Prior art finger joint systems which have fingers rigidly attached to both sides of the joints cannot accommodate any or very little differential lateral movements and rotations about a vertical axis of the bridge. When these lateral movements and rotations occur, the fingers encounter each other and either jam up or break resulting in adverse effects to the bridge.

Some prior art finger joint systems have been proposed which provide finger joints that are rotatable about a vertical axis, thereby accommodating the movements and rotations of the bridge. These prior art joints remain structurally stable by being supported on both sides of the expansion gap. The finger tips rest and slide on the steel plates as the gap increases and decreases. However, these joints would be structurally unstable if support from either side of the gap was removed. Supporting the fingers on both sides of the expansion gap requires sliding surfaces which are exposed to debris, dirt and road grime and consequently susceptible to wear and tear. In addition unmaintained finger gaps jammed with debris and dirt will also result in limitation in joint performance and movement capacity.
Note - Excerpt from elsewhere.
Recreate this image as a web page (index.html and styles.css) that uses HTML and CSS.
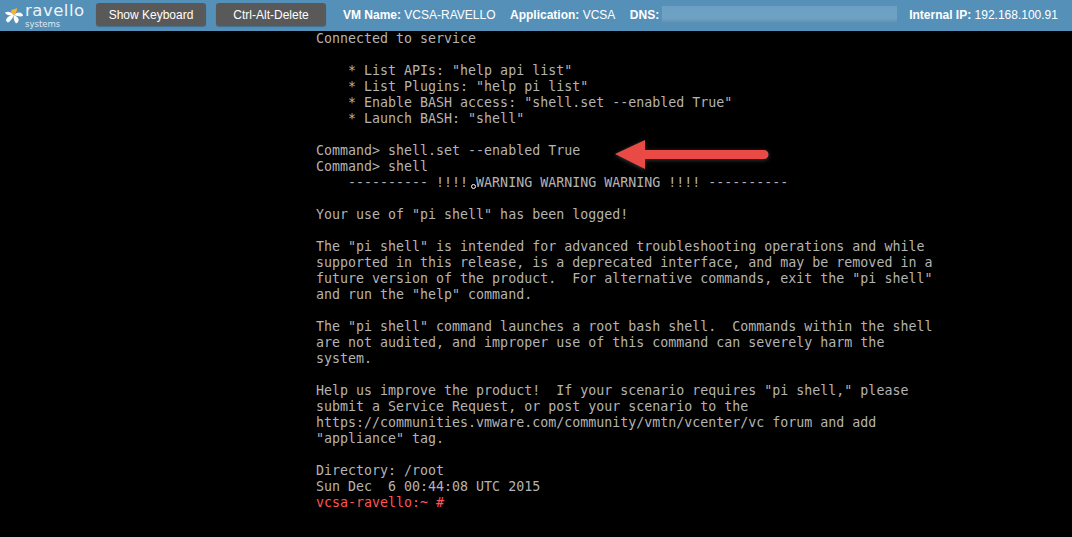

Examples of such prior art finger joint systems are: CA 3,014,382, JP 2018-119287 and KR 10-1951734.

It is therefore desirable to provide a solution to at least some of the existing challenges faced by prior art devices. In particular, it is desirable to provide an expansion finger joint apparatus that can support traffic across an expansion joint gap while accommodating an unrestricted range of deck movements including lateral, longitudinal, vertical and rotational about both the vertical and horizontal axes whilst not needing any support of the finger tips.

SUMMARY

According to one aspect of the invention, there is provided a roadway expansion joint apparatus comprising at least one finger joint for extending across an expansion gap. In some aspects, the apparatus comprises one or more pairs of finger joints, wherein for each pair, a first finger joint faces a second finger joint of the pair and are spaced apart across the expansion gap, and wherein fingers from the first and second finger joints of the pair intermesh over the expansion gap. Each finger joint comprises a support for anchoring to a surface of a supporting structure, a finger unit, a pivot mechanism and a cantilever mechanism. The finger unit comprises a body and at least one unsupported finger extending longitudinally from a distal end of the body. The pivot mechanism pivotally couples the finger unit to the support and allows rotation about a pivot axis on a sliding plane parallel to a top surface of the support. The cantilever mechanism contacts the finger unit to provide cantilever support to the one or more fingers, wherein rotation within the sliding plane is allowed but rotation out of the sliding plane is prevented.

The pivot mechanism can further comprise a pivot bore extending through the finger unit body along the pivot axis, and the cantilever mechanism can further comprise a rigid collar slidably seated in the pivot bore and fastened to the support such the finger unit is rotatable relative to the collar about the pivot axis but fixed relative to the collar about any other axis. The collar can be seated and the pivot mechanism can comprise a top sliding surface, a bottom sliding surface and a top anchor fastener. The top sliding surface is seated in the collar, and the bottom sliding surface is located between the finger unit and the support. The top anchor fastener is seated on the top sliding surface and extends through the top sliding surface, the collar, the bottom sliding surface and is fixed to the support. The top and bottom sliding surfaces have a low friction surface permitting the finger unit to slide relative to the collar and the support when the top anchor fastener is connected to the support.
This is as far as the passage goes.